Black Widow Theatrical Review
Ultimately the strength of the movie is not in the plot or the script but the actors.
In 2008 the Marvel Cinematic Universe, or MCU as it is often referred to, began phase one with the feature film Iron Man starring Robert Downey Jr. (Sherlock Holmes) as Tony Stark. Over the next twelve years, audiences were introduced to numerous comic book characters, as a series of fifteen-plus films were released. Throughout the years, we have come to know the Avengers, their abilities, their weaknesses, and their stories. Natasha Romanoff (Scarlett Johansson; The Island), however, has always remained somewhat of a mystery…until now. Black Widow, which kicks off phase four of the MCU, offers some insight into Natasha's past and helps to explain why she is so secretive.
Natasha and her family live a normal, suburban life in Ohio. Mom/Melina (Rachel Weisz; The Mummy) stays at home, Dad/Alex (David Harbour; Stranger Things) works in an office, and Natasha plays with her younger sister, Yelena (Florence Pugh; Midsommar). Everything is routine and boring, until one day when it isn't. Suddenly, they are fleeing their home while being chased by the authorities, escaping in a plane the size of a crop duster, and landing in Cuba on a Russian military base and separated from each other.
Fast forward approximately twenty years and Natasha is hiding out, wanted for violating the Sokovia Accords when she helped The Winter Soldier escape. Isolated in Norway, she suddenly finds herself attacked by an "Iron Man" like being and realizes her assailant is after some vials Natasha didn't even know she had. Based on the clues, she finds herself in Budapest, face to face with the young woman she once thought was her sister. Together they find Alex/Alexei in a Russian jail and the three then escape to find Melina. Their "Family Reunion", however, is cut short when they realize they have a common enemy they must find and defeat.
The MCU is known for its action sequences and Natasha is a central figure in these scenes. Black Widow offers several opportunities to watch the orchestrated dance that constitutes the MCU fight scenes. The fight scenes are fast, precise, and choreographed to a tee. The movie, however, tends to focus more on the plot than the action, which creates a balance between the emotional and the physical components and while there are facts about Natasha's life that are filled in, Black Widow is not a true origin story.

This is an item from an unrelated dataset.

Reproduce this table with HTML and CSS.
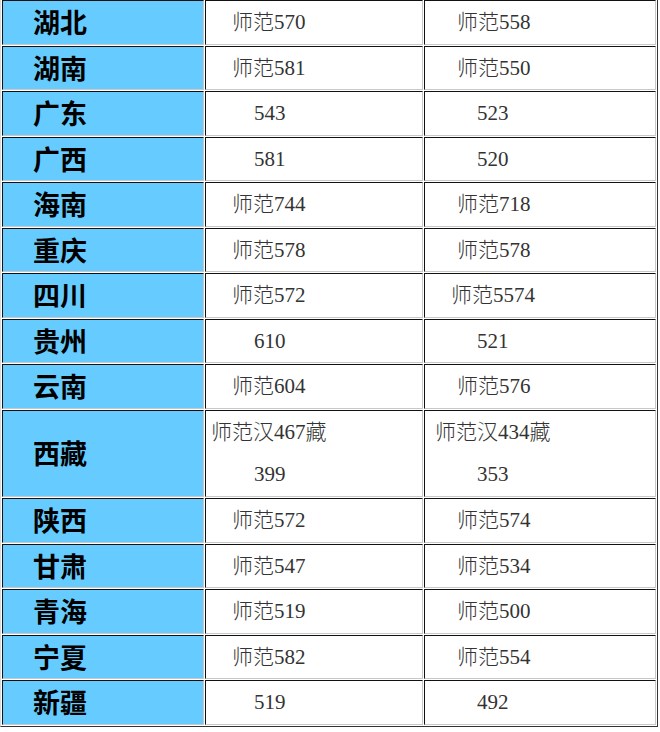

Ultimately the strength of the movie is not in the plot or the script but the actors. Of course, Johansson reprises the role she has most often been associated with and she pulls off the lead actress title beautifully. Weisz (looking a little long in the tooth) blends well with the other actors, making her performance believable. Harbour is there mostly for comic relief, and he portrays the stereotypical drunk, Russian former spy perfectly. However, the top award should belong to Pugh. She draws your attention from the moment she appears on screen (which is hard to do since many of her scenes are with Johansson) and makes Yelena seem hard and vulnerable all at the same time.

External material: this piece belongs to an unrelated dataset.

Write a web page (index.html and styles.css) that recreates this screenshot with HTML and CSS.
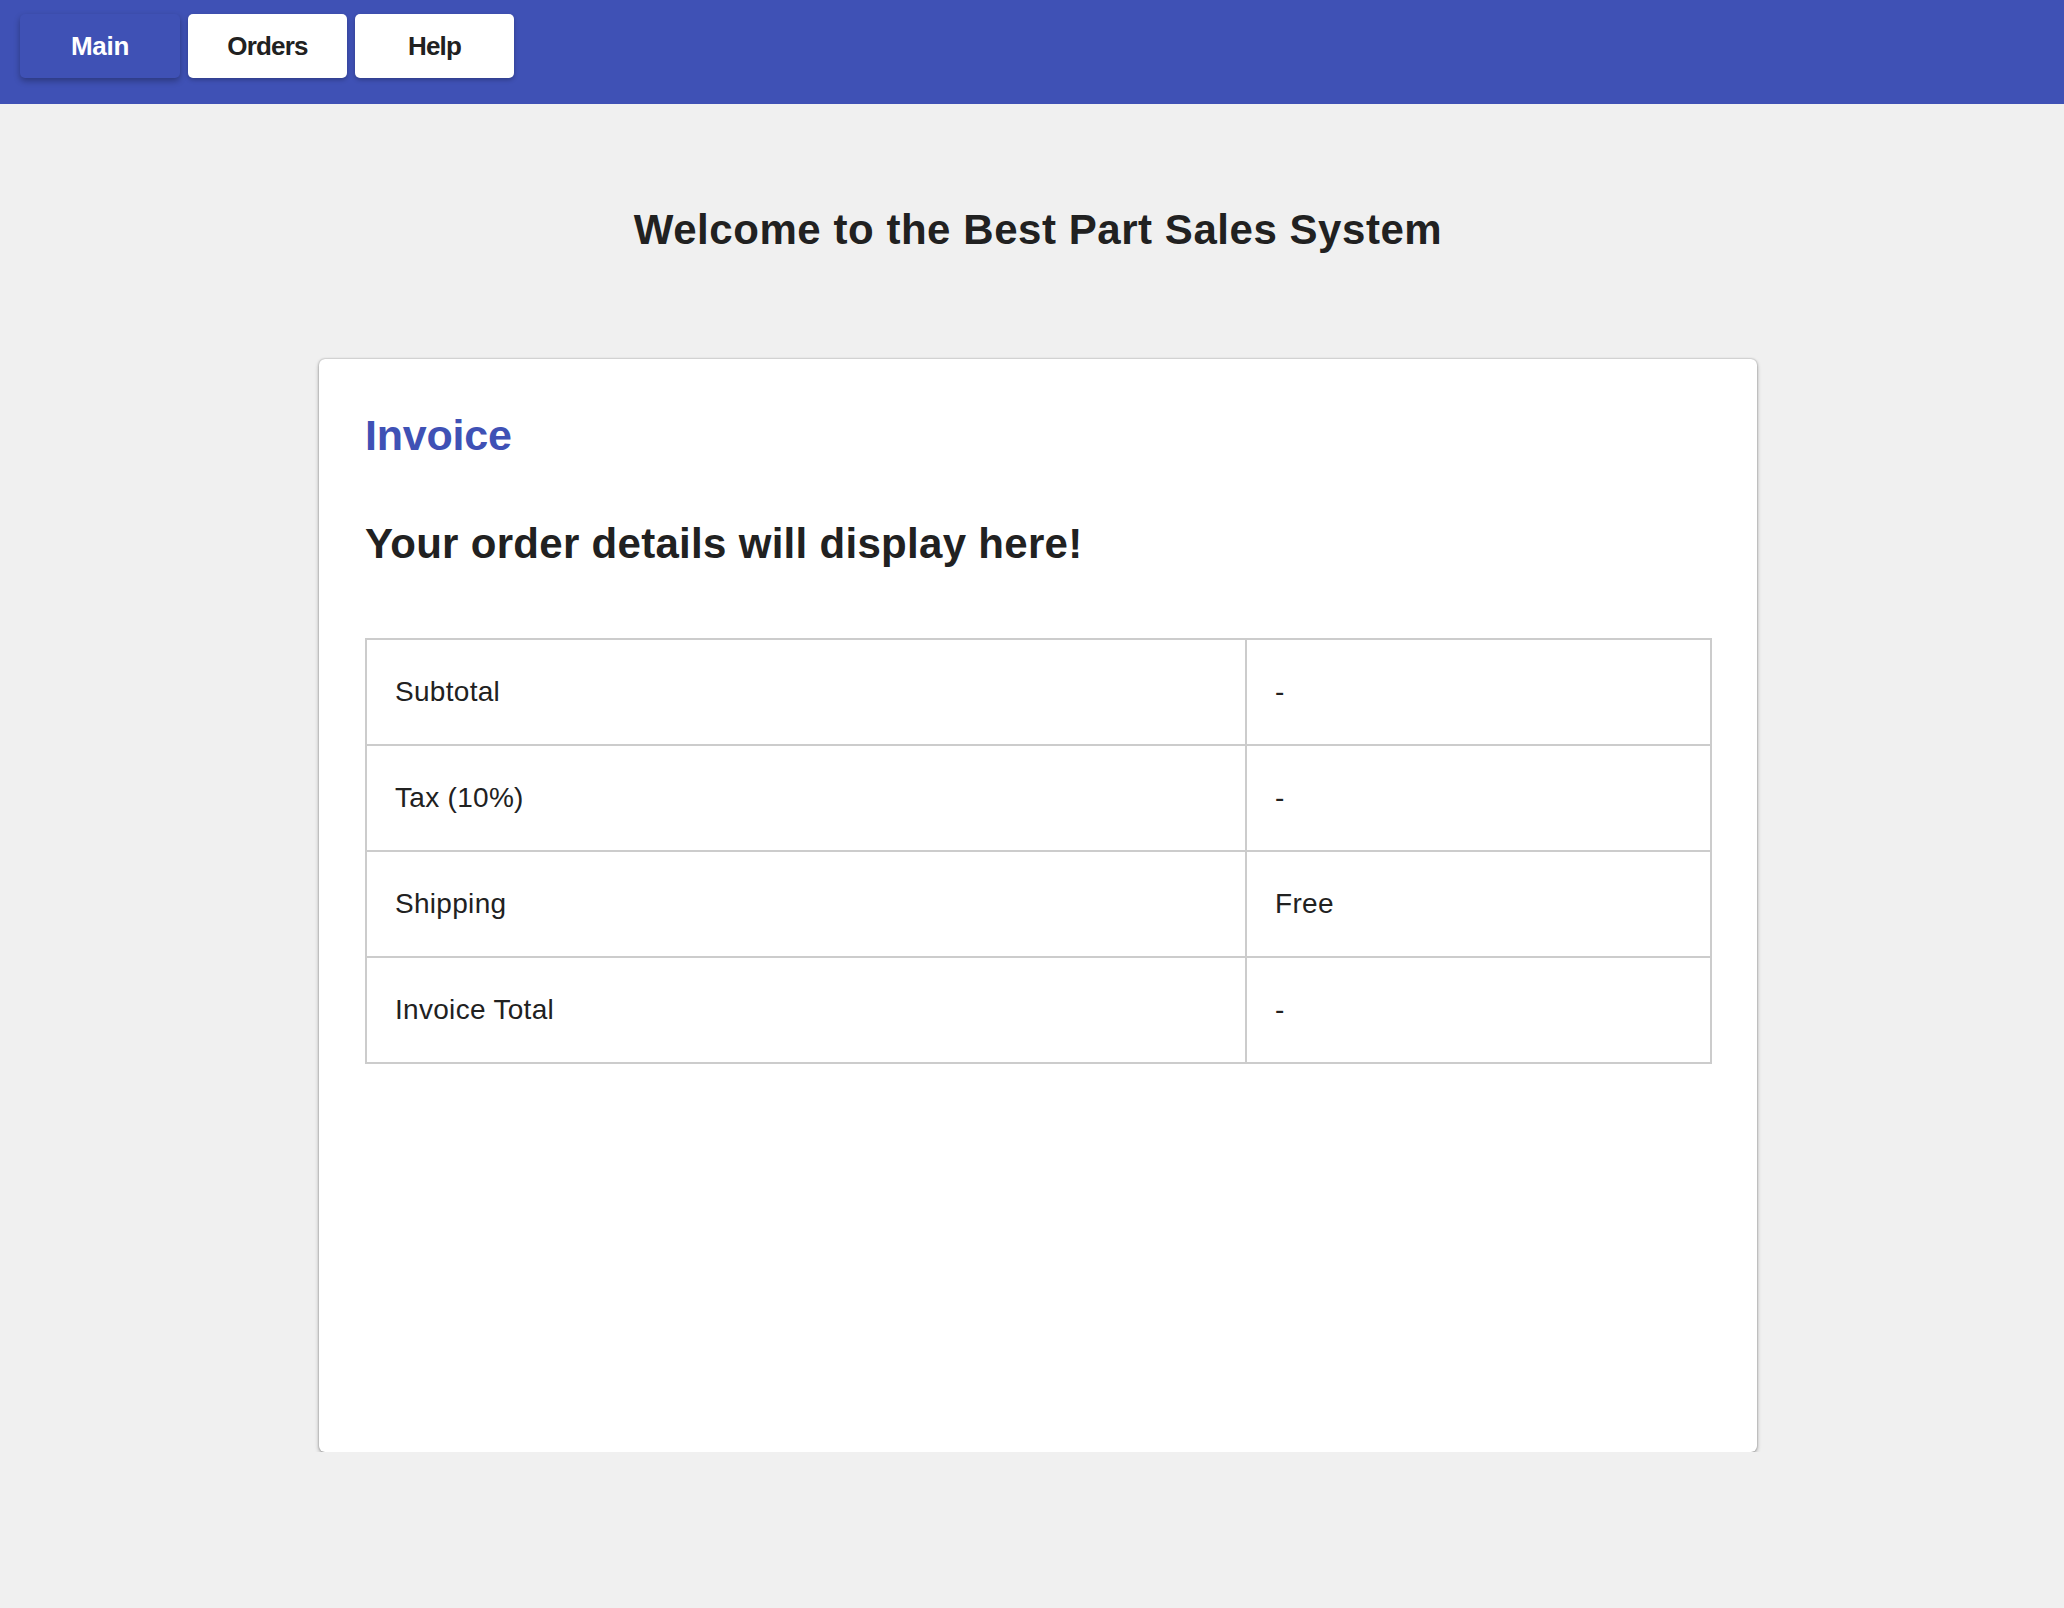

There is no question that the MCU has become a giant in the superhero genre of filmmaking. For over a dozen years they have entertained audiences all over the world and, luckily, show no signs of stopping anytime soon. Phase four seems to be focused on some of the lesser-known heroes and combines both film and television mediums. From WandaVision to Loki to Doctor Strange in the Multiverse of Madness, there is plenty of Marvel content out there or coming soon
If Black Widow is the opening film for this phase of the MCU, then they are off to a good start, and I am excited to see what comes next.